Exercise description -
Below is a listing to write out in full, exactly as given, without its pictures.

Data provided -
-*-*-

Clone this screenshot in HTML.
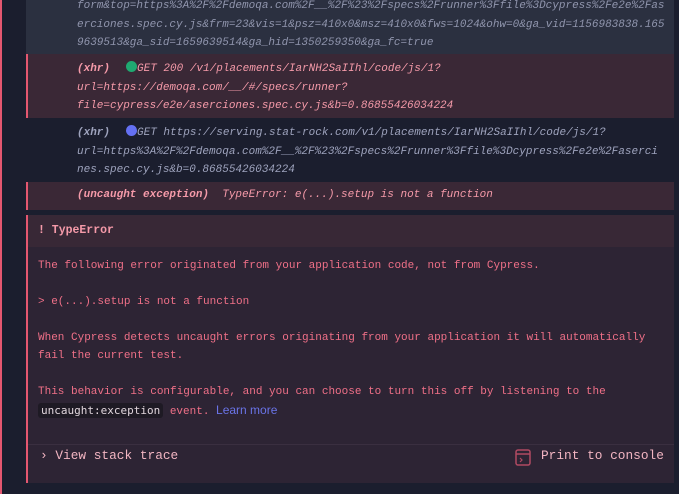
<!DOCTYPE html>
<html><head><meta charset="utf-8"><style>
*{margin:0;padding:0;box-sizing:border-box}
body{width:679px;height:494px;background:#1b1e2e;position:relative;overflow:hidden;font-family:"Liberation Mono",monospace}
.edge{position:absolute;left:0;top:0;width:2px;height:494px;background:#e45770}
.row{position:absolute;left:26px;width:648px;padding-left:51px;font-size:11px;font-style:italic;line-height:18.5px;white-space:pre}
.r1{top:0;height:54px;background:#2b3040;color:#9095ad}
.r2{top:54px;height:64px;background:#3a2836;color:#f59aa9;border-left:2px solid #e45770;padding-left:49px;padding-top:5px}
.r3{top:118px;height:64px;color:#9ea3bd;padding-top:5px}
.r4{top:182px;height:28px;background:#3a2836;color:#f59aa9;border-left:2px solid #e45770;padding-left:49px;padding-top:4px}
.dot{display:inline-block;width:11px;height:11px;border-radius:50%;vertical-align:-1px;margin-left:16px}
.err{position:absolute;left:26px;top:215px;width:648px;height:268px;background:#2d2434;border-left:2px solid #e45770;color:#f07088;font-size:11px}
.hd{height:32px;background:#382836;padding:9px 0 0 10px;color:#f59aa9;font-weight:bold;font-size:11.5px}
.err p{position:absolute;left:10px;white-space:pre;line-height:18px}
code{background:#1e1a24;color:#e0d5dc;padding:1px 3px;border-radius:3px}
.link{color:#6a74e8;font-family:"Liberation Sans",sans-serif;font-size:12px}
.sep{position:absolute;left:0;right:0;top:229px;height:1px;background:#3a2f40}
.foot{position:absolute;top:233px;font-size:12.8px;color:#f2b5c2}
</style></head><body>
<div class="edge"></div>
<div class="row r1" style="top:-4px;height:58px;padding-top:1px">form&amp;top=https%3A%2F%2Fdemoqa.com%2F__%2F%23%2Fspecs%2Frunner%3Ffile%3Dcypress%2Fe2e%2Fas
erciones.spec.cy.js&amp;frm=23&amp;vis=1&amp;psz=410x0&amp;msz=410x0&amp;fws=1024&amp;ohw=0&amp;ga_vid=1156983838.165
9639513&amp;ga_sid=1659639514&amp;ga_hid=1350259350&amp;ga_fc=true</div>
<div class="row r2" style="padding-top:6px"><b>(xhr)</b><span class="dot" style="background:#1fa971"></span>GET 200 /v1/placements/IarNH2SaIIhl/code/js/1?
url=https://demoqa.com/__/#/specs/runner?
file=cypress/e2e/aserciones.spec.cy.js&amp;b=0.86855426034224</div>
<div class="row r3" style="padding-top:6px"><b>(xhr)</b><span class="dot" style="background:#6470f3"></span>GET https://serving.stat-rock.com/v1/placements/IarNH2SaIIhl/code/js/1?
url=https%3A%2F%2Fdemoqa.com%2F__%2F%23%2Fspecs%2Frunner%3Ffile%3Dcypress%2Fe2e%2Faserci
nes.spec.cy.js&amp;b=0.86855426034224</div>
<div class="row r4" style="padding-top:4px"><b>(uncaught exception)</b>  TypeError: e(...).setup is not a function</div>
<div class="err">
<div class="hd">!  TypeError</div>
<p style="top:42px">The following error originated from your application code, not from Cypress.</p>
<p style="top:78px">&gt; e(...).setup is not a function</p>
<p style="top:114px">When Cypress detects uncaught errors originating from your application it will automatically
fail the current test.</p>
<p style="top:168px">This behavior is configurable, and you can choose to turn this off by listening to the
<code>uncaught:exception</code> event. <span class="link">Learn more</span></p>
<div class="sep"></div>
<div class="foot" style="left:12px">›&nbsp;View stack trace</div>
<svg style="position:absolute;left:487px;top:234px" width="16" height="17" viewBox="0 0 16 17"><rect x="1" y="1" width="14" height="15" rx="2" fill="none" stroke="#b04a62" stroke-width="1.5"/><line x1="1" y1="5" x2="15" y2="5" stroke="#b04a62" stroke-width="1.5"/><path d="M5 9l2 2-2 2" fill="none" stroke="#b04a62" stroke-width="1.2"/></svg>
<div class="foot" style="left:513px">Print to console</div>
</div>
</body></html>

-*-*-

The response -
Clone this screenshot in HTML.
<!DOCTYPE html>
<html><head><meta charset="utf-8"><style>
*{margin:0;padding:0;box-sizing:border-box}
body{width:679px;height:494px;background:#1b1e2e;position:relative;overflow:hidden;font-family:"Liberation Mono",monospace}
.edge{position:absolute;left:0;top:0;width:2px;height:494px;background:#e45770}
.row{position:absolute;left:26px;width:648px;padding-left:51px;font-size:11px;font-style:italic;line-height:18.5px;white-space:pre}
.r1{top:0;height:54px;background:#2b3040;color:#9095ad}
.r2{top:54px;height:64px;background:#3a2836;color:#f59aa9;border-left:2px solid #e45770;padding-left:49px;padding-top:5px}
.r3{top:118px;height:64px;color:#9ea3bd;padding-top:5px}
.r4{top:182px;height:28px;background:#3a2836;color:#f59aa9;border-left:2px solid #e45770;padding-left:49px;padding-top:4px}
.dot{display:inline-block;width:11px;height:11px;border-radius:50%;vertical-align:-1px;margin-left:16px}
.err{position:absolute;left:26px;top:215px;width:648px;height:268px;background:#2d2434;border-left:2px solid #e45770;color:#f07088;font-size:11px}
.hd{height:32px;background:#382836;padding:9px 0 0 10px;color:#f59aa9;font-weight:bold;font-size:11.5px}
.err p{position:absolute;left:10px;white-space:pre;line-height:18px}
code{background:#1e1a24;color:#e0d5dc;padding:1px 3px;border-radius:3px}
.link{color:#6a74e8;font-family:"Liberation Sans",sans-serif;font-size:12px}
.sep{position:absolute;left:0;right:0;top:229px;height:1px;background:#3a2f40}
.foot{position:absolute;top:233px;font-size:12.8px;color:#f2b5c2}
</style></head><body>
<div class="edge"></div>
<div class="row r1" style="top:-4px;height:58px;padding-top:1px">form&amp;top=https%3A%2F%2Fdemoqa.com%2F__%2F%23%2Fspecs%2Frunner%3Ffile%3Dcypress%2Fe2e%2Fas
erciones.spec.cy.js&amp;frm=23&amp;vis=1&amp;psz=410x0&amp;msz=410x0&amp;fws=1024&amp;ohw=0&amp;ga_vid=1156983838.165
9639513&amp;ga_sid=1659639514&amp;ga_hid=1350259350&amp;ga_fc=true</div>
<div class="row r2" style="padding-top:6px"><b>(xhr)</b><span class="dot" style="background:#1fa971"></span>GET 200 /v1/placements/IarNH2SaIIhl/code/js/1?
url=https://demoqa.com/__/#/specs/runner?
file=cypress/e2e/aserciones.spec.cy.js&amp;b=0.86855426034224</div>
<div class="row r3" style="padding-top:6px"><b>(xhr)</b><span class="dot" style="background:#6470f3"></span>GET https://serving.stat-rock.com/v1/placements/IarNH2SaIIhl/code/js/1?
url=https%3A%2F%2Fdemoqa.com%2F__%2F%23%2Fspecs%2Frunner%3Ffile%3Dcypress%2Fe2e%2Faserci
nes.spec.cy.js&amp;b=0.86855426034224</div>
<div class="row r4" style="padding-top:4px"><b>(uncaught exception)</b>  TypeError: e(...).setup is not a function</div>
<div class="err">
<div class="hd">!  TypeError</div>
<p style="top:42px">The following error originated from your application code, not from Cypress.</p>
<p style="top:78px">&gt; e(...).setup is not a function</p>
<p style="top:114px">When Cypress detects uncaught errors originating from your application it will automatically
fail the current test.</p>
<p style="top:168px">This behavior is configurable, and you can choose to turn this off by listening to the
<code>uncaught:exception</code> event. <span class="link">Learn more</span></p>
<div class="sep"></div>
<div class="foot" style="left:12px">›&nbsp;View stack trace</div>
<svg style="position:absolute;left:487px;top:234px" width="16" height="17" viewBox="0 0 16 17"><rect x="1" y="1" width="14" height="15" rx="2" fill="none" stroke="#b04a62" stroke-width="1.5"/><line x1="1" y1="5" x2="15" y2="5" stroke="#b04a62" stroke-width="1.5"/><path d="M5 9l2 2-2 2" fill="none" stroke="#b04a62" stroke-width="1.2"/></svg>
<div class="foot" style="left:513px">Print to console</div>
</div>
</body></html>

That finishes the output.